I have to admit The Rock Snob’s Dictionary: An Essential Lexicon of Rockological Knowledge was probably not meant to be read from cover to cover like most books. Really, who sits down and reads the dictionary?
I did, and it was a little exasperating. Mostly because the definitions started to get a little samey. How many times can you use the word hirsute in one book? Apparently 48 kabillion. Ditto lodestar. In fact, those two words were used so often that I started to count each instance. But then I decided that was insane and stopped.
Reader insanity aside, The Rock Snob’s Dictionary was awesome. I’m one of those music people who wishes to attain musicgeekdom, like High Fidelity, track one side one kind of geekdom. While I have the desire, I lack the knowledge. This dictionary’s got your knowledge right here.
I learned that Don Arden who was the manager of The Small Faces is also Sharon Osbourne’s dad. Also, while I always knew Tim and Jeff Buckley were related in some way, I didn’t realize they were father and son.
While I enjoyed the definitions about a bunch of people I vaguely remember hearing about, my favorite parts of the dictionary were the explanations of rock crit vocabulary cliches. Plangent, roots, psych, sun-drenched — I always wondered just what the hell those really meant when talking about music.
Plangent: Standby rock-crit adjective used to lend a magical aura to any nonaggressive guitar-based music (even though the word’s primary meaning is “loud and resounding”). Stipe’s muffled vocals and Buck’s chiming, plangent guitar made REM’s Murmur one of the most auspicious debuts of the eighties.

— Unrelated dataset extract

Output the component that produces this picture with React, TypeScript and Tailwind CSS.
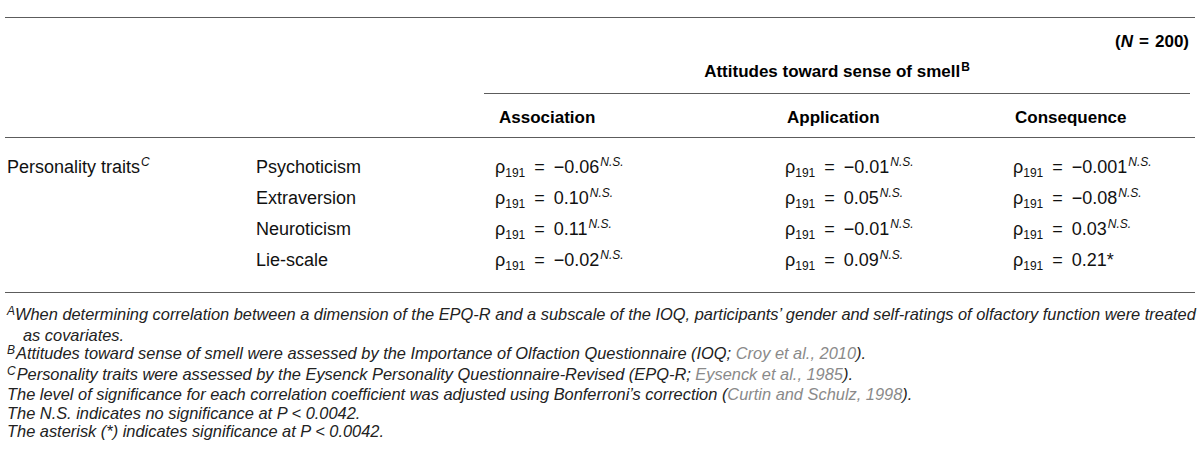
import React from "react";

const font = { fontFamily: '"Liberation Sans", Arial, sans-serif' };

function Rho({ v, sup, star }: { v: string; sup?: boolean; star?: boolean }) {
  return (
    <span className="whitespace-nowrap">
      <span>ρ</span>
      <span className="text-[12px] relative top-[4px]">191</span>
      <span className="mx-[9px]">=</span>
      <span>{v}</span>
      {sup && <span className="text-[12px] italic relative top-[-7px] ml-[1px]">N.S.</span>}
      {star && <span>*</span>}
    </span>
  );
}

const rows: { name: string; a: [string, boolean]; b: [string, boolean]; c: [string, boolean] }[] = [
  { name: "Psychoticism", a: ["−0.06", true], b: ["−0.01", true], c: ["−0.001", true] },
  { name: "Extraversion", a: ["0.10", true], b: ["0.05", true], c: ["−0.08", true] },
  { name: "Neuroticism", a: ["0.11", true], b: ["−0.01", true], c: ["0.03", true] },
  { name: "Lie-scale", a: ["−0.02", true], b: ["0.09", true], c: ["0.21", false] },
];

export default function App() {
  return (
    <div className="w-[1200px] h-[455px] bg-white text-black pt-[17px] px-[5px]" style={font}>
      <div className="border-t border-[#5c5c5c]">
        <div className="pt-[14px] leading-[20px] text-[17px] font-bold text-right pr-[6px]">
          (<span className="italic">N</span>
          <span className="mx-[6px]">=</span>200)
        </div>
        <div className="flex">
          <div className="w-[479px]" />
          <div className="flex-1 mr-[5px] border-b border-[#5c5c5c] pt-[10px] pb-[10px] leading-[20px] text-[17px] font-bold text-center">
            Attitudes toward sense of smell<span className="text-[12px] relative top-[-6px] ml-[1px]">B</span>
          </div>
        </div>
        <div className="flex border-b border-[#5c5c5c] pt-[14px] pb-[9px] leading-[20px] text-[17px] font-bold">
          <div className="w-[494px]" />
          <div className="w-[288px]">Association</div>
          <div className="w-[228px]">Application</div>
          <div>Consequence</div>
        </div>
        <div className="border-b border-[#5c5c5c] pt-[14px] pb-[16px] text-[18px] text-[#111]">
          {rows.map((r, i) => (
            <div key={r.name} className="flex h-[31px] items-center">
              <div className="w-[251px] pl-[2px]">
                {i === 0 && (
                  <>
                    Personality traits
                    <span className="text-[12px] italic relative top-[-7px] ml-[1px]">C</span>
                  </>
                )}
              </div>
              <div className="w-[239px]">{r.name}</div>
              <div className="w-[290px]">
                <Rho v={r.a[0]} sup={r.a[1]} />
              </div>
              <div className="w-[228px]">
                <Rho v={r.b[0]} sup={r.b[1]} />
              </div>
              <div>
                <Rho v={r.c[0]} sup={r.c[1]} star={!r.c[1]} />
              </div>
            </div>
          ))}
        </div>
        <div className="pt-[12px] pl-[2px] text-[16.4px] leading-[18.5px] italic text-[#222]">
          <div className="whitespace-nowrap">
            <span className="text-[12px] relative top-[-5px]">A</span>
            When determining correlation between a dimension of the EPQ-R and a subscale of the IOQ, participants’ gender and self-ratings of olfactory function were treated
          </div>
          <div className="pl-[16px]">as covariates.</div>
          <div>
            <span className="text-[12px] relative top-[-5px] mr-[1px]">B</span>
            Attitudes toward sense of smell were assessed by the Importance of Olfaction Questionnaire (IOQ;{" "}
            <span className="text-[#8a8a8a]">Croy et al., 2010</span>).
          </div>
          <div>
            <span className="text-[12px] relative top-[-5px] mr-[1px]">C</span>
            Personality traits were assessed by the Eysenck Personality Questionnaire-Revised (EPQ-R;{" "}
            <span className="text-[#8a8a8a]">Eysenck et al., 1985</span>).
          </div>
          <div>
            The level of significance for each correlation coefficient was adjusted using Bonferroni’s correction (
            <span className="text-[#8a8a8a]">Curtin and Schulz, 1998</span>).
          </div>
          <div>The N.S. indicates no significance at P &lt; 0.0042.</div>
          <div>The asterisk (*) indicates significance at P &lt; 0.0042.</div>
        </div>
      </div>
    </div>
  );
}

Their genre definitions were pretty awesome too:
Alt. country. Self-righteous rock-country hybrid genre whose practitioners favor warbly, studiedly imperfect vocals, nubby flannel shirts, and a conviction that their take on country is more “real” than the stuff coming out of Nashville. Heavily influenced by Gram Parsons. Also known as the No Depression movement, after the title of an album by the seminal alt.country band Uncle Tupelo (which itself purloined the title from the Carter Family song “No Depression in Heaven”). Though such alt. country standard-bearers as the Jayhawks and Neko Case continue to embrace the genre’s conventions, the former Uncle Tupelo mainmen Jeff Tweedy and Jay Farrar have emphatically de-twangified, the former as the leader of the crit-beloved pop eclecticists Wilco, the latter as a solo artist after disbanding his post-Tupelo alt.country band, Son Volt.
Reading the book was pretty fun and educational. However, I have to admit, I loved it the most when they wrote about things I already had pretty good knowledge about (The Replacements, Big Star) because it gave me the smug sense of self-satisfaction that maybe a part of me was already the musicgeek I so longed to be.